No entanto, mesmo com a evolução legislativa que trouxe expressamente definido o bem ao qual se pretende prestar tutela ao implantar o título sob a denominação de “Dos Crimes Contra a Dignidade Sexual”, continua sendo difícil delimitar o que vem a ser a dignidade sexual.

Pela redação do tipo penal “Estupro de Vulnerável”, verifica-se que se busca proibir a conjunção carnal ou a prática de qualquer outro ato libidinoso com menor de 14 (catorze) anos de idade, sem admitir exceções.

Em uma primeira análise, denota-se que o tipo penal tutela a intangibilidade sexual da pessoa vulnerável, assim entendidas como aquela menor de quatorze anos ou a que, por enfermidade ou deficiência mentalnão tem o necessário discernimento para a prática do ato, ou que, por qualquer outra causa, não possa oferecer resistência. Entende-se que menor de catorze anos não possui maturidade para consentir em matéria sexual e, se o faz, falta validade nesse consentimento.

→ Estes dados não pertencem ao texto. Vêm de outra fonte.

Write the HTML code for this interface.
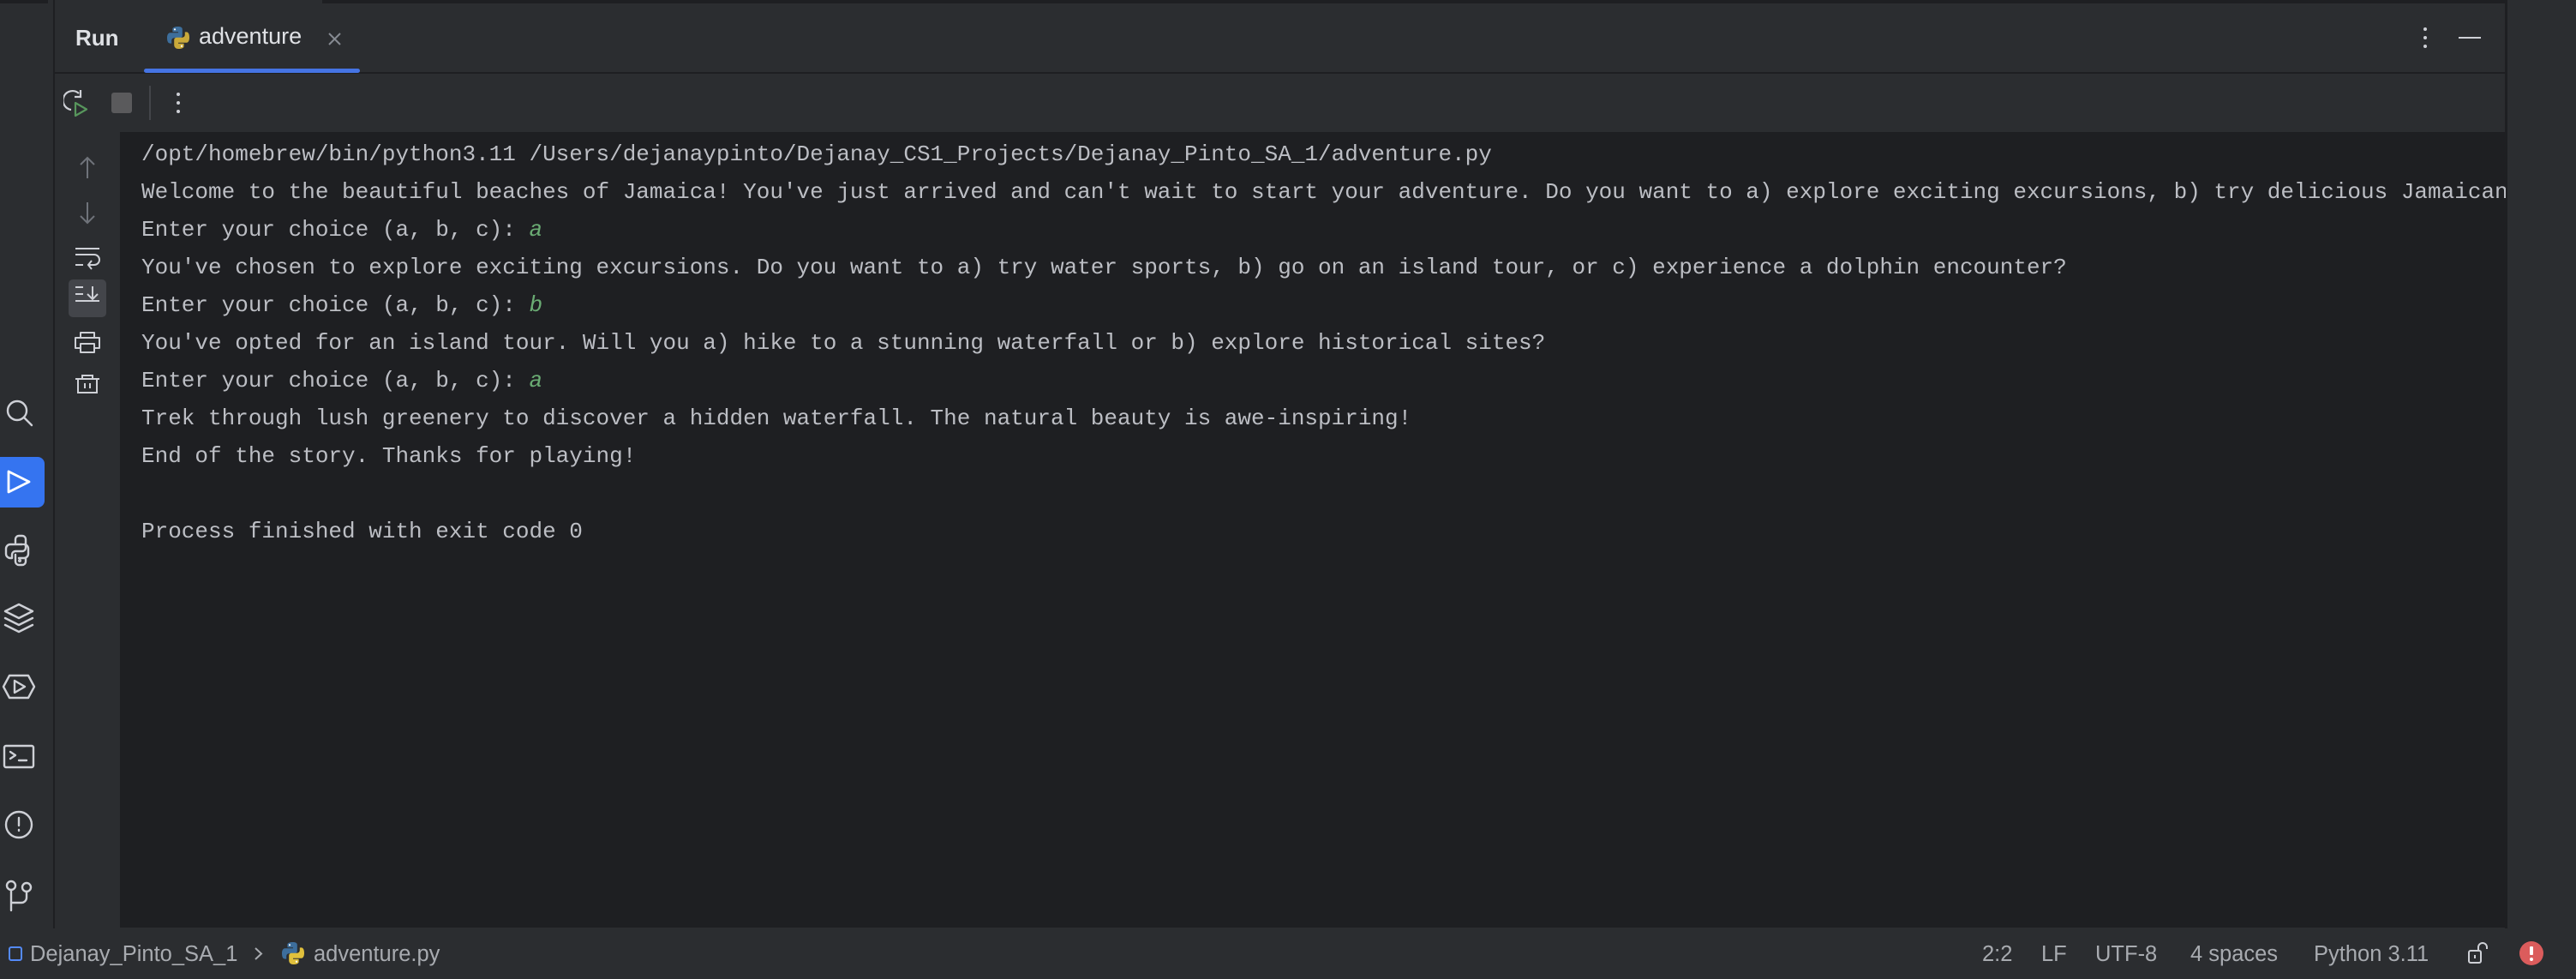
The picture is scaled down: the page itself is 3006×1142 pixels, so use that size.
<!DOCTYPE html>
<html><head><meta charset="utf-8"><style>
*{margin:0;padding:0;box-sizing:border-box}
body{width:3006px;height:1142px;background:#2b2d30;position:relative;overflow:hidden;font-family:"Liberation Sans",sans-serif}
.a{position:absolute}
.console{position:absolute;left:140px;top:154px;width:2784px;height:928px;background:#1e1f22;overflow:hidden}
.txt{position:absolute;left:25px;top:4px;font-family:"Liberation Mono",monospace;font-size:26px;line-height:44px;color:#bcbec4;white-space:pre}
.in{color:#6aab73;font-style:italic}
.st{position:absolute;top:1097px;font-size:25.5px;color:#a8abb0;line-height:32px}
</style></head><body>
<div class="a" style="left:0;top:0;width:3006px;height:4px;background:#1e1f22"></div>
<div class="a" style="left:56px;top:0;width:320px;height:4px;background:#2b2d30"></div>
<div class="a" style="left:62px;top:0;width:2px;height:1083px;background:#1e1f22"></div>
<div class="a" style="left:2923px;top:0;width:3px;height:1083px;background:#1e1f22"></div>
<div class="a" style="left:2926px;top:0;width:80px;height:1083px;background:#2b2d30"></div>
<div class="a" style="left:64px;top:84px;width:2859px;height:2px;background:#1e1f22"></div>
<div class="a" style="left:88px;top:29px;font-size:26px;font-weight:bold;color:#dfe1e5">Run</div>
<svg class="a" style="left:194px;top:30px" width="28" height="28" viewBox="0 0 28 28"><path d="M13.8 1C7 1 7.4 4 7.4 4v3.2h6.6v1H4.7S1 7.8 1 14.3s3.2 6.3 3.2 6.3h2v-3s-.1-3.3 3.2-3.3h6.3s3.1 0 3.1-3V4.2S19.3 1 13.8 1z" fill="#3d6e9c"/><path d="M14.2 27c6.8 0 6.4-3 6.4-3v-3.2H14v-1h9.3s3.7.4 3.7-6.1-3.2-6.3-3.2-6.3h-2v3s.1 3.3-3.2 3.3h-6.3s-3.1 0-3.1 3v5.1S8.7 27 14.2 27z" fill="#c9a93a"/><circle cx="10" cy="4.3" r="1.1" fill="#fff"/><circle cx="18" cy="23.7" r="1.1" fill="#fff"/></svg>
<div class="a" style="left:232px;top:27px;font-size:27px;color:#dfe1e5">adventure</div>
<svg class="a" style="left:383px;top:38px" width="15" height="15"><path d="M1 1L14 14M14 1L1 14" stroke="#868a91" stroke-width="2"/></svg>
<div class="a" style="left:168px;top:80px;width:252px;height:5px;border-radius:3px;background:#4574e4"></div>
<div class="a" style="left:2828px;top:32px;width:4px;height:4px;border-radius:2px;background:#ced0d6"></div>
<div class="a" style="left:2828px;top:42px;width:4px;height:4px;border-radius:2px;background:#ced0d6"></div>
<div class="a" style="left:2828px;top:52px;width:4px;height:4px;border-radius:2px;background:#ced0d6"></div>
<div class="a" style="left:2869px;top:43px;width:26px;height:2px;background:#ced0d6"></div>
<svg class="a" style="left:74px;top:104px" width="36" height="36" viewBox="0 0 36 36"><path d="M18 5A11 11 0 1 0 9 24" fill="none" stroke="#ced0d6" stroke-width="2.2"/><path d="M18 1v8h-7" fill="none" stroke="#ced0d6" stroke-width="2.2" transform="translate(2 0)"/><path d="M14 16l13 7.5-13 7.5z" fill="none" stroke="#57965c" stroke-width="2.2" stroke-linejoin="round"/></svg>
<div class="a" style="left:130px;top:108px;width:24px;height:24px;border-radius:3px;background:#5a5a5c"></div>
<div class="a" style="left:174px;top:100px;width:2px;height:40px;background:#43454a"></div>
<div class="a" style="left:206px;top:108px;width:4px;height:4px;border-radius:2px;background:#ced0d6"></div>
<div class="a" style="left:206px;top:118px;width:4px;height:4px;border-radius:2px;background:#ced0d6"></div>
<div class="a" style="left:206px;top:128px;width:4px;height:4px;border-radius:2px;background:#ced0d6"></div>
<svg class="a" style="left:64px;top:154px" width="76" height="330" viewBox="0 0 76 330">
<g fill="none" stroke="#6f737a" stroke-width="2"><path d="M38 30v24M30 38l8-8 8 8"/><path d="M38 82v24M30 98l8 8 8-8"/></g>
<g fill="none" stroke="#ced0d6" stroke-width="2"><path d="M24 136h28M24 143h22a6 6 0 0 1 0 12h-6M43 150l-4 5 4 5M24 155h9"/></g>
<rect x="16" y="172" width="44" height="44" rx="5" fill="#43454a"/>
<g fill="none" stroke="#ced0d6" stroke-width="2"><path d="M24 181h9M24 189h9M24 197h28M44 180v15M38 189l6 6 6-6"/></g>
<g fill="none" stroke="#ced0d6" stroke-width="2" stroke-linejoin="round"><path d="M30 240v-6h16v6"/><path d="M30 252h-6v-12h28v12h-6"/><path d="M30 247h16v10H30z"/></g>
<g fill="none" stroke="#ced0d6" stroke-width="2"><path d="M24 288h28M32 288v-4h12v4M27 288v16h22v-16M35 293v6M41 293v6"/></g>
</svg>
<div class="console"><div class="txt">/opt/homebrew/bin/python3.11 /Users/dejanaypinto/Dejanay_CS1_Projects/Dejanay_Pinto_SA_1/adventure.py
Welcome to the beautiful beaches of Jamaica! You've just arrived and can't wait to start your adventure. Do you want to a) explore exciting excursions, b) try delicious Jamaican cuisine, or c) relax on the beach?
Enter your choice (a, b, c): <span class="in">a</span>
You've chosen to explore exciting excursions. Do you want to a) try water sports, b) go on an island tour, or c) experience a dolphin encounter?
Enter your choice (a, b, c): <span class="in">b</span>
You've opted for an island tour. Will you a) hike to a stunning waterfall or b) explore historical sites?
Enter your choice (a, b, c): <span class="in">a</span>
Trek through lush greenery to discover a hidden waterfall. The natural beauty is awe-inspiring!
End of the story. Thanks for playing!

Process finished with exit code 0</div></div>
<div class="a" style="left:0;top:533px;width:52px;height:59px;border-radius:0 8px 8px 0;background:#3574f0"></div>
<svg class="a" style="left:0;top:0" width="62" height="1083" viewBox="0 0 62 1083">
<g fill="none" stroke="#ced0d6" stroke-width="2.4" stroke-linejoin="round" stroke-linecap="round">
<g transform="translate(22 481)"><circle cx="-2" cy="-2" r="11"/><path d="M6 6l9 9"/></g>
<g transform="translate(22 562)"><path d="M-12 -12v24l24-12z" stroke="#fff" stroke-width="2.8"/></g>
<g transform="translate(22 642)"><path d="M-4 -9v-4a4 4 0 0 1 4-4h4a4 4 0 0 1 4 4v10a4 4 0 0 1-4 4h-8a4 4 0 0 0-4 4v4h-2a5 5 0 0 1-5-5v-6a5 5 0 0 1 5-5h14"/><path d="M4 9h2a5 5 0 0 0 5-5v-6a5 5 0 0 0-5-5M-4 5v8a4 4 0 0 0 4 4h4a4 4 0 0 0 4-4v-4H0"/><circle cx="1" cy="12" r="0.8"/></g>
<g transform="translate(22 721)"><path d="M-16 -8l16-8 16 8-16 8zM-16 0l16 8 16-8M-16 8l16 8 16-8"/></g>
<g transform="translate(22 801)"><path d="M-18 0l7-13h22l7 13-7 13h-22z"/><path d="M-5 -7v14l12-7z"/></g>
<g transform="translate(22 882)"><rect x="-17" y="-12" width="34" height="25" rx="2"/><path d="M-10 -5l6 4-6 4M0 5h9"/></g>
<g transform="translate(22 962)"><circle cx="0" cy="0" r="15"/><path d="M0 -8v9M0 6v1"/></g>
<g transform="translate(22 1041)"><circle cx="-9" cy="-8" r="5"/><circle cx="9" cy="-6" r="5"/><path d="M-9 -3v24M-9 12h12a6 6 0 0 0 6-6v-7"/></g>
</g></svg>
<div class="a" style="left:10px;top:1104px;width:16px;height:17px;border:2px solid #548af7;border-radius:3px"></div>
<div class="st" style="left:35px">Dejanay_Pinto_SA_1</div>
<svg class="a" style="left:296px;top:1104px" width="12" height="17"><path d="M2 2l7 6.5L2 15" fill="none" stroke="#a8abb0" stroke-width="2"/></svg>
<svg class="a" style="left:328px;top:1098px" width="28" height="28" viewBox="0 0 28 28"><path d="M13.8 1C7 1 7.4 4 7.4 4v3.2h6.6v1H4.7S1 7.8 1 14.3s3.2 6.3 3.2 6.3h2v-3s-.1-3.3 3.2-3.3h6.3s3.1 0 3.1-3V4.2S19.3 1 13.8 1z" fill="#3d6e9c"/><path d="M14.2 27c6.8 0 6.4-3 6.4-3v-3.2H14v-1h9.3s3.7.4 3.7-6.1-3.2-6.3-3.2-6.3h-2v3s.1 3.3-3.2 3.3h-6.3s-3.1 0-3.1 3v5.1S8.7 27 14.2 27z" fill="#e0c03c"/><circle cx="10" cy="4.3" r="1.1" fill="#fff"/><circle cx="18" cy="23.7" r="1.1" fill="#fff"/></svg>
<div class="st" style="left:366px">adventure.py</div>
<div class="st" style="left:2313px">2:2</div>
<div class="st" style="left:2382px">LF</div>
<div class="st" style="left:2445px">UTF-8</div>
<div class="st" style="left:2556px">4 spaces</div>
<div class="st" style="left:2700px">Python 3.11</div>
<svg class="a" style="left:2879px;top:1099px" width="28" height="26"><g fill="none" stroke="#ced0d6" stroke-width="2"><rect x="2" y="10" width="14" height="14" rx="2"/><path d="M13 10V6a5 5 0 0 1 10 0v2M9 15v4"/></g></svg>
<div class="a" style="left:2940px;top:1098px;width:28px;height:28px;border-radius:14px;background:#db5c5c"></div>
<div class="a" style="left:2952px;top:1104px;width:4px;height:10px;background:#fff;border-radius:1px"></div>
<div class="a" style="left:2952px;top:1117px;width:4px;height:4px;background:#fff;border-radius:2px"></div>
</body></html>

Fayet (2011, p. 87) afirma que o artigo em análise “tutela a dignidade sexual dos vulneráveis”. Tal entendimento é seguido pela maioria dos doutrinadores. Já Fuhrer (2009, p. 135), entende que o bem tutelado “é a dignidade da pessoa humana”.

A dignidade sexual, porém, não é um conceito objetivo, mas impreciso e vago. Uma vez que o bem jurídico tutelado pelo Direito Penal não é determinado e preciso, corre-se o sério risco de serem criados tipos penais que tutelem expressões idiomáticas, condutas amplas que estejam ligadas apenas a aspectos morais e ideológicos, o que vai de encontro a real função do Direito Penal.